= George Mills Harper =

American literary scholar (b. 1914, d. 2006)

George Mills Harper (born November 5, 1914, in Linn Creek, Missouri - died on January 29, 2006, in Tallahassee, Florida) was an American academic, a WW2 U.S. Navy officer and professor emeritus of English literature. Harper is remembered today, mainly, as a literary scholar of the Irish poet and mystic, W. B. Yeats, who was a Nobel laureate in literature (1923). He is known for his prolific publications and authoritative books about Yeats's lifelong occult activity and interests, which began and developed early in his poetical career. Harper was also, for a much lesser extent, an academic scholar of the Neoplatonism of William Blake.

==Military service==
Living in Chapel Hill, NC, Harper joined the U.S. Navy on May 4, 1942, and was assigned to Frontier Base Mayport, FL. During World War II, he served as executive officer of the Receiving Station, Naval Supply Depot, and Naval Detachment in Oran, Algeria, and commanding officer of the Naval Detachment, Naples, Italy. Harper was released from Active Duty on October 3, 1946. He remained in the U.S. Naval Reserve until retirement. During his reserve career, Harper served as Commanding Officer, Naval Reserve Surface Battalion 6-9, Sixth Naval District, Durham, North Carolina. He moved to Tallahassee, FL in 1970. He retired from the U.S. Naval Reserve on November 5, 1974.

==Academic career==
Harper received his Ph.D. in English in 1951 from the University of North Carolina. He was also a Robert O. Lawton Distinguished Professor of English at Florida State University. He previously served as professor and dean of the College of Arts and Sciences at Virginia Tech and chairman of the English departments at the University of Florida and the University of North Carolina at Chapel Hill. He was an author and editor of 12 books, primarily concerning the Irish poet William Butler Yeats. Among his many published books about W. B. Yeats, were Yeats's Golden Dawn, W. B. Yeats and W.T. Horton, Yeats and the Occult (as an editor). Further publications were: A Critical Edition of Yeats's A Vision (1925) (editor with W.K. Hood), and The Making of Yeats's A Vision and Yeats's Vision Papers books series. He received an Honorary Doctorate of Letters from Trinity College, Dublin, Ireland, for his contributions to Yeats' studies.

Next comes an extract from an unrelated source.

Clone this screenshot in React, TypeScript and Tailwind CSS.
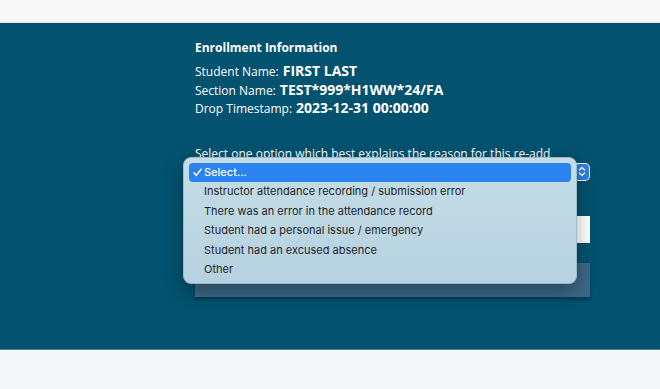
const REASONS = [
  "Instructor attendance recording / submission error",
  "There was an error in the attendance record",
  "Student had a personal issue / emergency",
  "Student had an excused absence",
  "Other",
];

function Stepper() {
  return (
    <div className="absolute right-[1px] top-[1px] flex h-[16px] w-[14px] items-center justify-center rounded-[4px] bg-[#2d7ff0]">
      <svg width="8" height="11" viewBox="0 0 8 11" fill="none">
        <path d="M1.5 4 L4 1.5 L6.5 4" stroke="white" strokeWidth="1.4" strokeLinecap="round" strokeLinejoin="round" />
        <path d="M1.5 7 L4 9.5 L6.5 7" stroke="white" strokeWidth="1.4" strokeLinecap="round" strokeLinejoin="round" />
      </svg>
    </div>
  );
}

function OpenMenu() {
  return (
    <div className="absolute left-[-12px] top-[-6px] z-10 w-[394px] rounded-[8px] border border-[#9fb9c6] bg-gradient-to-b from-[#c4dde7] to-[#b6d2e0] pb-[4px] pt-[5px] shadow-[0_6px_18px_rgba(0,0,0,0.35)] font-['Inter',sans-serif] text-[11px]">
      <div className="mx-[5px] flex h-[19px] items-center rounded-[4px] bg-[#2b83ef] text-white">
        <span className="flex w-[15px] justify-center pl-[1px]">
          <svg width="9" height="9" viewBox="0 0 9 9" fill="none">
            <path d="M1 4.8 L3.4 7.4 L8 1.2" stroke="white" strokeWidth="1.5" strokeLinecap="round" strokeLinejoin="round" />
          </svg>
        </span>
        <span className="font-medium">Select...</span>
      </div>
      {REASONS.map((r) => (
        <div key={r} className="mx-[5px] flex h-[19.6px] items-center pl-[15px] text-[#1f2427]">
          {r}
        </div>
      ))}
    </div>
  );
}

function InfoLine({ label, value }: { label: string; value: string }) {
  return (
    <div className="flex h-[18.5px] items-baseline gap-[4px] text-[12px] leading-[18px]">
      <span>{label}</span>
      <span className="text-[14px] font-bold leading-[18px]">{value}</span>
    </div>
  );
}

export default function App() {
  return (
    <div className="flex h-[389px] w-[660px] flex-col overflow-hidden font-['Open_Sans',sans-serif]">
      <div className="h-[23px] shrink-0 border-b border-[#e2e2e2] bg-[#f8f8f8]" />

      <div className="h-[327px] shrink-0 border-b border-[#4f7c94] bg-[#03526f] pl-[195px] pt-[17px] text-white">
        <div className="w-[395px]">
          <h2 className="text-[12px] font-bold leading-[16px]">Enrollment Information</h2>

          <div className="mt-[6px]">
            <InfoLine label="Student Name:" value="FIRST LAST" />
            <InfoLine label="Section Name:" value="TEST*999*H1WW*24/FA" />
            <InfoLine label="Drop Timestamp:" value="2023-12-31 00:00:00" />
          </div>

          <label className="mt-[28px] block whitespace-nowrap text-[12px] leading-[16px]">
            Select one option which best explains the reason for this re-add
          </label>

          {/* Select (open) */}
          <div className="relative mt-[1px] h-[18px] rounded-[5px] bg-white">
            <Stepper />
            <OpenMenu />
          </div>

          <input
            type="text"
            className="mt-[35px] block h-[27px] w-full bg-white px-2 text-[12px] text-black outline-none"
          />

          <button className="mt-[20px] flex h-[34px] w-full items-center justify-center bg-[#3b6886] text-[12px] font-bold tracking-[0.15em] text-[#1c3a4d] shadow-[0_3px_3px_rgba(0,0,0,0.25)]">
            RE-ADD STUDENT
          </button>
        </div>
      </div>

      <div className="flex-1 bg-[#f6f7f9]" />
    </div>
  );
}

In regard to the contributions to the scholarship of William Blake, Harper wrote and published his book, The Neoplatonism of William Blake. Another contribution to the Neoplatonism studies was his collaboration with Kathleen Raine in writing the book Thomas Taylor the Platonist: Selected Writings.

==Select bibliography==
- The Neoplatonism of William Blake. The University of North Carolina Press. 1961 ISBN 978-0-758-11825-7
- Yeats's Golden Dawn. Macmillan. 1974. ISBN 978-0333150306
- Yeats and the Occult. GM Harper, editor. Macmillan. 1976 ISBN 978-1-349-02937-2
- The Making of Yeats's Vision: A Study of the Automatic Script. 2 vols. Macmillan. 1987. Vol. I: ISBN 978-1349056248; Vol II: ISBN 978-0809313433; Two volume set: ISBN 978-0333414095.
- Yeats's Vision Papers. 4 vols. George Mills Harper, general editor and Mary Jane Harper, editorial assistant. Macmillan. 1992 (vol. I-III), 2001 (vol. IV). Vol I: ISBN 0-333-49443-1; Vol. II: ISBN 0-333-49442-3; Vol. III: ISBN 0-333-49444-X; Vol IV: ISBN 0-333-91326-4.